Generic IR with Objects and Protocols ¶
om dialect proposal split Containers into two concepts: Objects and
Protocols. Objects had Properties, and Protocols defined a set of Properties that
an Object must have. This started to bring more static information to the system,
where multiple Objects could be reasoned about in terms of Protocols.
However, this was still insufficient. The design point of having Objects implement Protocols was a step in the right direction, but only a step. The type system gained slightly more static information, but was still only defined in terms of loose collections of Objects.
Generic IR with Objects, Structs, and Traits ¶
om dialect proposal split Protocols into two concepts: Structs and
Traits. The name and design was inspired by Rust. Structs defined Fields that
instances of Structs would have. This separation between definition and instance
was another crucial step in the right direction.

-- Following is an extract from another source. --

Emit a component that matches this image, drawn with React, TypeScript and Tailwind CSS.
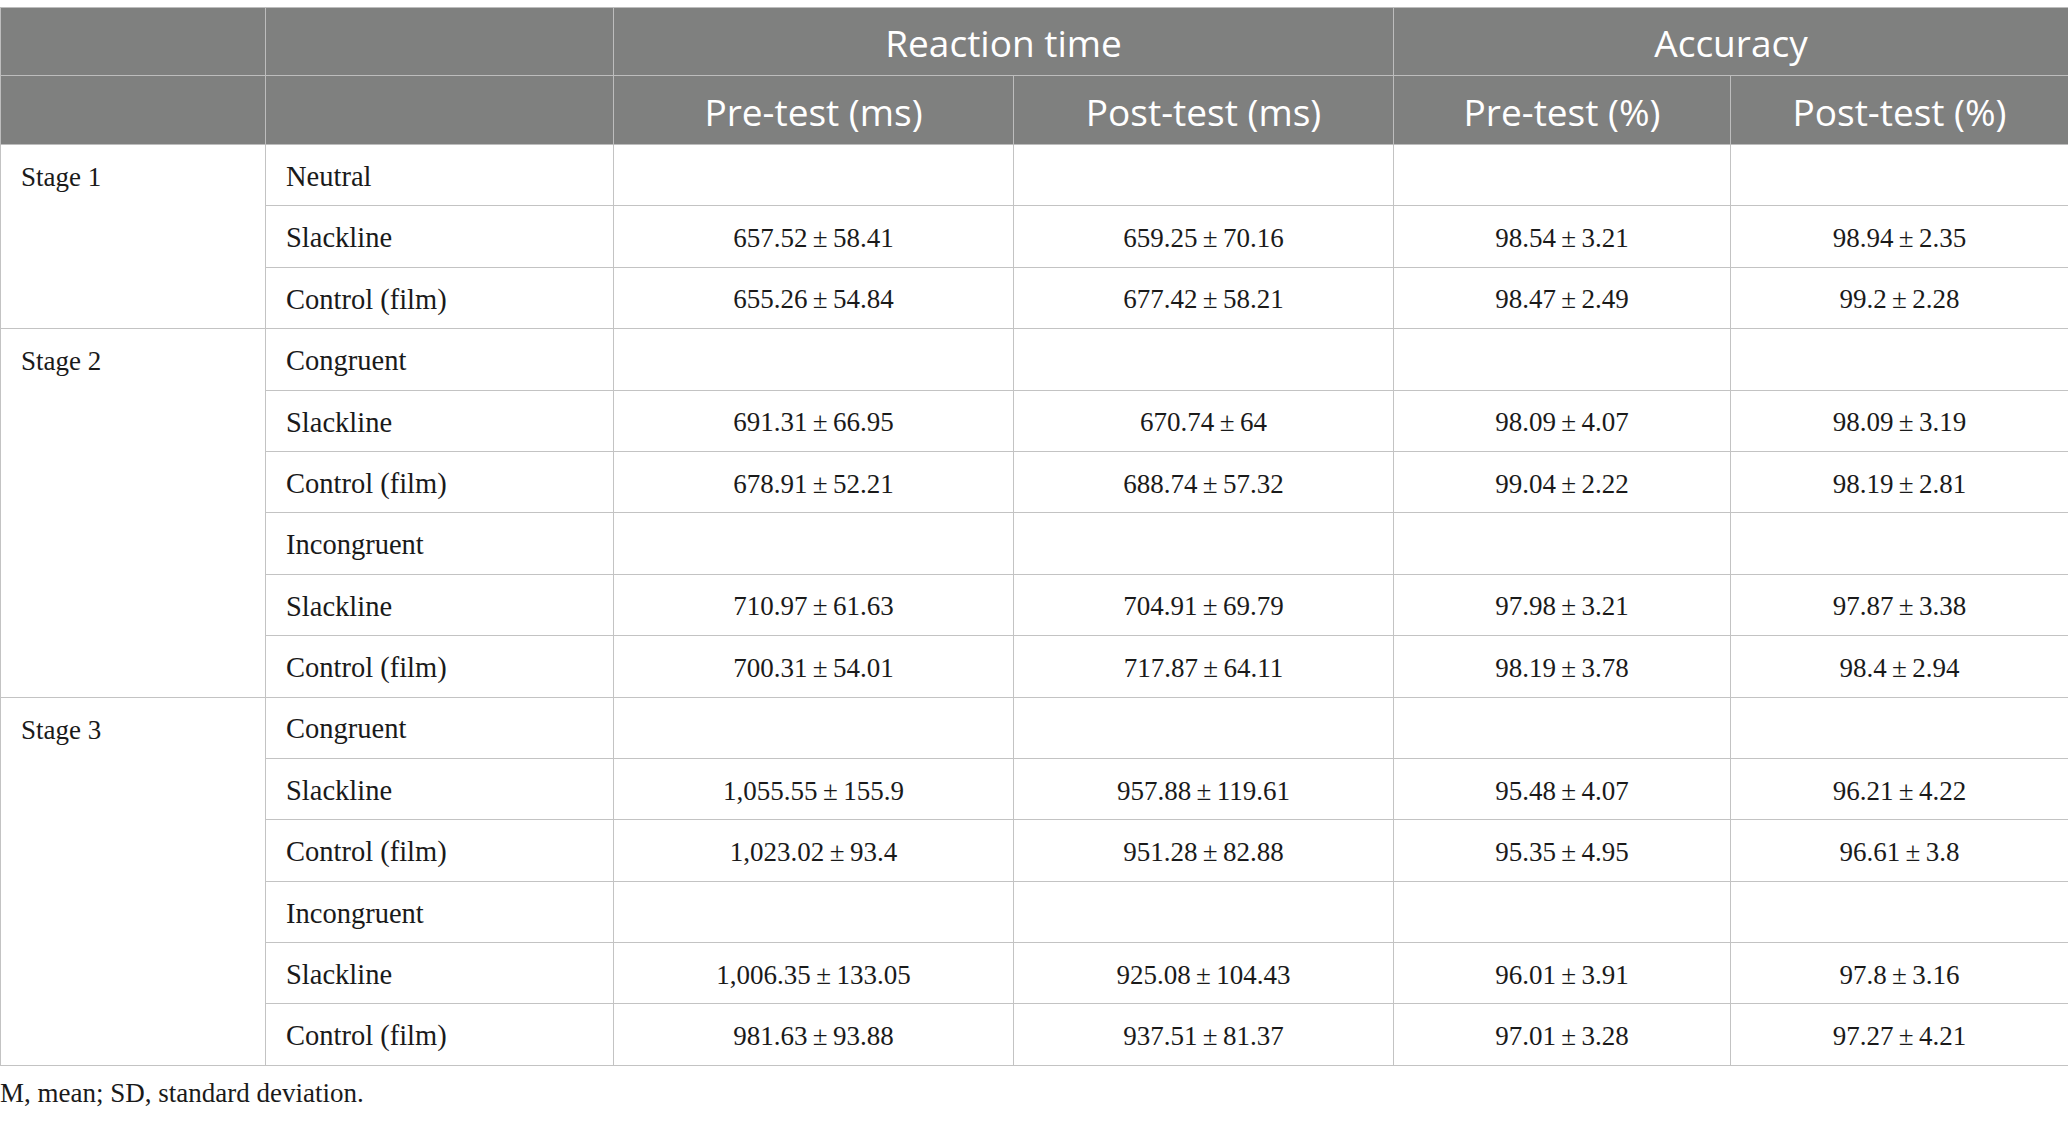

The type system was defined in
terms of Structs, inheritance, and Traits that Structs implement. Objects were
typed in terms of the Struct they were instantiating.
However, there was still a key ingredient missing. Struct definitions were a simple list of flat Fields, and Object instantiations simply provided concrete values for each field. The missing ingredient was a separation between what was needed to instantiate a Struct and what was exposed as Fields of a Struct.
This addition led to the current design of the
om dialect. Modulo some
renaming, the key difference was that Struct definitions were given a formal
parameter list, and Struct bodies were updated to admit a small grammar of
expressions to compute the Struct’s various Fields.